On another long plane ride with my new laptop, I filled in all the rough details from my vanished draft, which taught me something important. The parts I had written before that I really liked were practically engraved upon my heart and were actually quite easy to remember and recreate. In fact, remaking them was fun because I got to relive them and the joys of writing about them. For the rest of it, it turns out, good riddance. I recalled reading about the process Lauren Groff follows for writing her novels. After she finishes a first draft, she sets it aside and starts out with a blank page all over again. I had discovered the great advantage of her writing tool accidentally.
Discovering the Treasure
So. Did I finish an actual novel? Well, yes. And no. And we’ll see.
By the time I had left behind all of the pieces of my draft that hadn’t risen to be part of my second attempt, I found I was left with a pretty sturdy 33-page short story in a voice I thought was believable and whole, with a fully-formed character at its center. More importantly, I learned that the experience of writing a longer piece became infinitely less daunting when I set aside the plot mechanics and character arcs and instead focused on one or two pages at a time – one or two moments, one or two beats. I could just concentrate on the truth of a scene, a feeling, a single revelation in the protagonist’s life and allow the larger story to grow from those seeds. The more personal impact this process had, I started seeing myself as a real character, a soul inside the Heroine’s Journey, the center of my own narrative. I started seeing the structure and wisdom available in my life experiences that I withstood in order to return with a gift for others.
The Treasure Itself
Aside from writing the rough draft of that vulnerable story about my journey into adulthood, I came back with another treasure. I had “Humor and Humanity.” I dropped a trail of breadcrumbs as I walked through the woods of this experience, which became a useful guide I realized could help other writers delve into their own creative stories – whether in poetry, fiction, biography or “semi-autobiographical fiction.” It’s that curriculum I want to offer this November for NaNoWriMo to all the members of The Poetry Salon. See below for details.
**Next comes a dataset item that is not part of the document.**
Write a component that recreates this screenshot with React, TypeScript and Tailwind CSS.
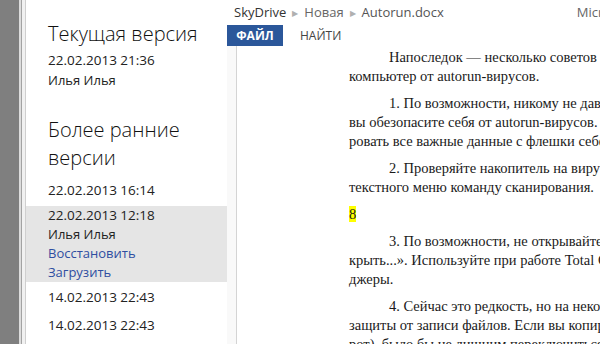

If you’re interested in getting this unique guide to writing your longer manuscript, you can register for our upcoming FREE workshops on both 10/25 and 11/1 by emailing me at Tresha@Thepoetrysalon.com.
In the meantime, try this exercise:
You know I wouldn’t tell you all of this without a writing prompt.
Tell the story of any relationship you’ve had that ended. This could be a past romantic relationship, or the death of someone you loved. It might even be the story of how you came to a town or new job and eventually left, or how some jerk stole your laptop with all your old drafts in it and what you did in response. Go through that story with either the Virgin’s Promise or The Hero’s Journey structure as a guide. How many of those pieces do you find already there in your story? Did you have a teacher or guide to help, a friend or ally? Was there a moment of choice? A time you entered a cave to fight your own figurative dragon? What beliefs did you have to question? What new strength or gifts did you discover, either externally or internally? Did they come from the external world or from revealing your own hidden talents, or both? If you’re in a hurry, don’t try to write the whole novel, just a line or two about each important element.
Are you surprised to find you have a full Hero’s/Heroine’s journey you’ve already lived through? Surprised to find you have already been a hero/heroine and that you have returned from an adventure with a novel inside?